What the task asks: Pictures in the entries below are to be left out; otherwise, reproduce exactly the lines from the first through the line containing "left-[5px] top-[-11px] bg-[#f0f0f0]".

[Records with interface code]
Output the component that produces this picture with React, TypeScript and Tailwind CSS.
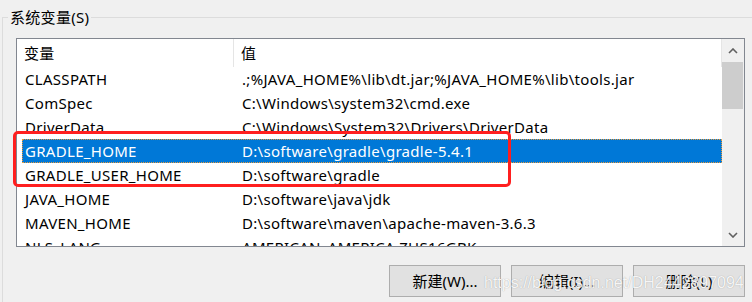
const vars = [
  { name: "CLASSPATH", value: ".;%JAVA_HOME%\\lib\\dt.jar;%JAVA_HOME%\\lib\\tools.jar" },
  { name: "ComSpec", value: "C:\\Windows\\system32\\cmd.exe" },
  { name: "DriverData", value: "C:\\Windows\\System32\\Drivers\\DriverData" },
  { name: "GRADLE_HOME", value: "D:\\software\\gradle\\gradle-5.4.1", selected: true },
  { name: "GRADLE_USER_HOME", value: "D:\\software\\gradle" },
  { name: "JAVA_HOME", value: "D:\\software\\java\\jdk" },
  { name: "MAVEN_HOME", value: "D:\\software\\maven\\apache-maven-3.6.3" },
  { name: "NLS_LANG", value: "AMERICAN_AMERICA.ZHS16GBK" },
];

function Chevron({ down }: { down?: boolean }) {
  return (
    <svg width="10" height="6" viewBox="0 0 10 6">
      <path d={down ? "M1 1 L5 5 L9 1" : "M1 5 L5 1 L9 5"} fill="none" stroke="#606060" strokeWidth="1.6" />
    </svg>
  );
}

export default function App() {
  return (
    <div className="relative w-[752px] h-[302px] overflow-hidden bg-[#f0f0f0] pl-[2px] pt-[17px] text-[15px] tracking-[0.3px] text-black font-['Noto_Sans','Noto_Sans_CJK_SC',sans-serif]">
      {/* group box */}
      <div className="relative h-[300px] border-l border-t border-[#dcdcdc] pl-[13px] pt-[20px]">
        <span className="absolute left-[5px] top-[-11px] bg-[#f0f0f0] px-[2px] leading-[20px]">系统变量(S)</span>

        {/* list */}
        <div className="flex h-[209px] w-[729px] border border-[#828790] bg-white">
          <div className="w-[705px] overflow-hidden">
            <div className="flex h-[28px] items-center">
              <div className="h-full w-[217px] border-r border-[#e5e5e5] pl-[7px] leading-[28px]">变量</div>
              <div className="h-full flex-1 border-r border-[#e5e5e5] pl-[7px] leading-[28px]">值</div>
            </div>
            {vars.map((v) => (
              <div
                key={v.name}
                className={
                  v.selected
                    ? "ml-[5px] flex h-[24px] items-center bg-[#0078d7] text-white leading-[24px] outline-1 outline-dotted -outline-offset-1 outline-[#e89a3c]"
                    : "ml-[5px] flex h-[24px] items-center leading-[24px]"
                }
              >
                <div className="w-[220px] pl-[3px] whitespace-nowrap">{v.name}</div>
                <div className="whitespace-nowrap">{v.value}</div>
              </div>
            ))}
          </div>
          {/* scrollbar */}
          <div className="flex w-[22px] flex-col bg-[#f0f0f0]">
            <div className="flex h-[23px] items-center justify-center"><Chevron /></div>
            <div className="h-[47px] mr-[1px] bg-[#cdcdcd]" />
            <div className="flex-1" />
            <div className="flex h-[22px] items-center justify-center"><Chevron down /></div>
          </div>
        </div>

        {/* buttons */}
        <div className="mt-[18px] flex w-[729px] justify-end gap-[10px]">
          {["新建(W)...", "编辑(I)...", "删除(L)"].map((t) => (
            <div key={t} className="flex h-[32px] w-[112px] items-center justify-center border border-[#adadad] bg-[#e1e1e1] tracking-normal">
              {t}
            </div>
          ))}
        </div>
      </div>

      {/* red highlight */}
      <div className="absolute left-[13px] top-[131px] h-[56px] w-[498px] rounded-[5px] border-[3px] border-[#ff1f1f]" />

      {/* watermark */}
      <div className="absolute left-[484px] top-[271px] text-[16px] tracking-normal text-white/90 font-['Liberation_Sans',sans-serif] [text-shadow:0_0_1px_rgba(0,0,0,0.35)]">
        https://blog.csdn.net/DH2442897094
      </div>
    </div>
  );
}
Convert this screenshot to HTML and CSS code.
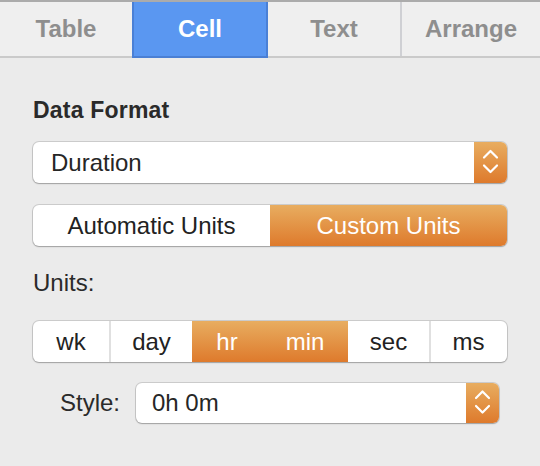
FILE: index.html
```html
<!DOCTYPE html>
<html>
<head>
<meta charset="utf-8">
<link rel="stylesheet" href="styles.css">
</head>
<body>
<div class="tabbar">
  <div class="tab">Table</div>
  <div class="tab active">Cell</div>
  <div class="tab">Text</div>
  <div class="tab last">Arrange</div>
</div>
<div class="panel">
  <div class="heading">Data Format</div>
  <div class="popup wide">
    <div class="popup-value">Duration</div>
    <div class="stepper">
      <svg width="33" height="41" viewBox="0 0 33 41"><path d="M10 15.5 L16.5 9 L23 15.5 M10 23.5 L16.5 30 L23 23.5" fill="none" stroke="#fff" stroke-width="2.2" stroke-linecap="round" stroke-linejoin="round"/></svg>
    </div>
  </div>
  <div class="seg units-mode">
    <div class="seg-item w-auto">Automatic Units</div>
    <div class="seg-item on w-custom">Custom Units</div>
  </div>
  <div class="label">Units:</div>
  <div class="seg unit-list">
    <div class="seg-item w-wk">wk</div>
    <div class="seg-item div w-day">day</div>
    <div class="seg-item on w-hr">hr</div>
    <div class="seg-item on w-min">min</div>
    <div class="seg-item w-sec">sec</div>
    <div class="seg-item div w-ms">ms</div>
  </div>
  <div class="style-row">
    <div class="style-label">Style:</div>
    <div class="popup narrow">
      <div class="popup-value small-pad">0h 0m</div>
      <div class="stepper">
        <svg width="33" height="40" viewBox="0 0 33 40"><path d="M10 15 L16.5 8.5 L23 15 M10 23 L16.5 29.5 L23 23" fill="none" stroke="#fff" stroke-width="2.2" stroke-linecap="round" stroke-linejoin="round"/></svg>
      </div>
    </div>
  </div>
</div>
</body>
</html>
```
FILE: styles.css
```css
html, body {
  margin: 0;
  padding: 0;
}
body {
  background: #ebebeb;
  font-family: "Liberation Sans", Arial, sans-serif;
  color: #262626;
  width: 540px;
  height: 466px;
  overflow: hidden;
}
.tabbar {
  display: flex;
  height: 54px;
  border-top: 2px solid #ababab;
  border-bottom: 2px solid #cacaca;
  background: #efefef;
}
.tab {
  width: 132px;
  display: flex;
  align-items: center;
  justify-content: center;
  font-weight: bold;
  font-size: 24px;
  color: #8e8e8e;
  box-sizing: border-box;
}
.tab.active {
  width: 136px;
  background: #5a97f1;
  color: #fff;
  border-left: 2px solid #4a80d6;
  border-right: 2px solid #4a80d6;
  border-bottom: 2px solid #4a7fd4;
  margin-bottom: -2px;
  height: 56px;
}
.tab.last {
  width: 140px;
  border-left: 2px solid #cfd0d4;
}
.panel {
  padding: 38px 33px 0 33px;
}
.heading {
  font-size: 23px;
  line-height: 28px;
  font-weight: bold;
  color: #2a2a2a;
  letter-spacing: 0.2px;
}
.popup {
  display: flex;
  background: #fff;
  border-radius: 6px;
  box-shadow: 0 0 0 1px rgba(0,0,0,0.13), 0 1px 1.5px rgba(0,0,0,0.22);
  overflow: hidden;
}
.popup.wide {
  margin-top: 18px;
  height: 41px;
}
.popup-value {
  flex: 1;
  display: flex;
  align-items: center;
  padding-left: 18px;
  font-size: 24px;
}
.popup-value.small-pad {
  padding-left: 16px;
}
.stepper {
  width: 33px;
  background: linear-gradient(#e8ad60, #de7a2c);
  display: flex;
}
.seg {
  display: flex;
  height: 41px;
  background: #fff;
  border-radius: 6px;
  box-shadow: 0 0 0 1px rgba(0,0,0,0.13), 0 1px 1.5px rgba(0,0,0,0.22);
  overflow: hidden;
}
.units-mode {
  margin-top: 22px;
}
.seg-item {
  display: flex;
  align-items: center;
  justify-content: center;
  font-size: 24px;
  color: #222;
  box-sizing: border-box;
}
.seg-item.on {
  background: linear-gradient(#e8ad60, #de7a2c);
  color: #fff;
}
.seg-item.div {
  border-left: 2px solid #e0e0e0;
}
.w-auto { width: 237px; }
.w-custom { width: 237px; }
.label {
  margin-top: 23px;
  font-size: 24px;
  line-height: 28px;
  color: #2a2a2a;
}
.unit-list {
  margin-top: 24px;
}
.w-wk { width: 76px; }
.w-day { width: 83px; }
.w-hr { width: 70px; }
.w-min { width: 86px; }
.w-sec { width: 81px; }
.w-ms { width: 77px; }
.style-row {
  display: flex;
  align-items: center;
  margin-top: 21px;
  padding-left: 27px;
}
.style-label {
  width: 76px;
  font-size: 24px;
  color: #2a2a2a;
}
.popup.narrow {
  width: 363px;
  height: 40px;
}
```
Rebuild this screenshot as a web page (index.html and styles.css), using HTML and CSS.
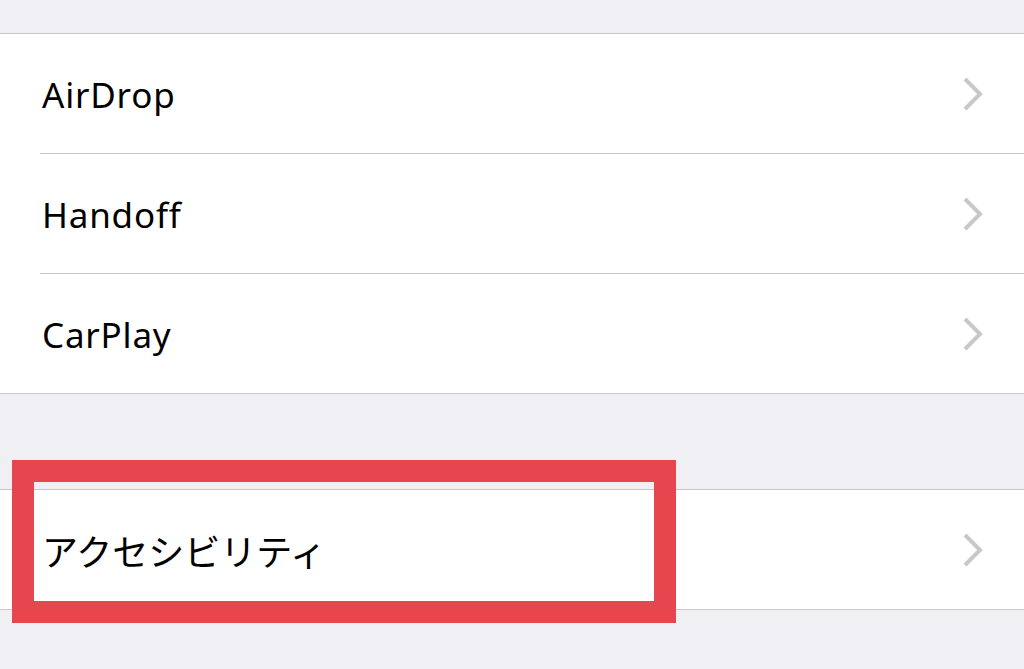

The output:
Output the component that produces this picture with React, TypeScript and Tailwind CSS.
const vars = [
  { name: "CLASSPATH", value: ".;%JAVA_HOME%\\lib\\dt.jar;%JAVA_HOME%\\lib\\tools.jar" },
  { name: "ComSpec", value: "C:\\Windows\\system32\\cmd.exe" },
  { name: "DriverData", value: "C:\\Windows\\System32\\Drivers\\DriverData" },
  { name: "GRADLE_HOME", value: "D:\\software\\gradle\\gradle-5.4.1", selected: true },
  { name: "GRADLE_USER_HOME", value: "D:\\software\\gradle" },
  { name: "JAVA_HOME", value: "D:\\software\\java\\jdk" },
  { name: "MAVEN_HOME", value: "D:\\software\\maven\\apache-maven-3.6.3" },
  { name: "NLS_LANG", value: "AMERICAN_AMERICA.ZHS16GBK" },
];

function Chevron({ down }: { down?: boolean }) {
  return (
    <svg width="10" height="6" viewBox="0 0 10 6">
      <path d={down ? "M1 1 L5 5 L9 1" : "M1 5 L5 1 L9 5"} fill="none" stroke="#606060" strokeWidth="1.6" />
    </svg>
  );
}

export default function App() {
  return (
    <div className="relative w-[752px] h-[302px] overflow-hidden bg-[#f0f0f0] pl-[2px] pt-[17px] text-[15px] tracking-[0.3px] text-black font-['Noto_Sans','Noto_Sans_CJK_SC',sans-serif]">
      {/* group box */}
      <div className="relative h-[300px] border-l border-t border-[#dcdcdc] pl-[13px] pt-[20px]">
        <span className="absolute left-[5px] top-[-11px] bg-[#f0f0f0] px-[2px] leading-[20px]">系统变量(S)</span>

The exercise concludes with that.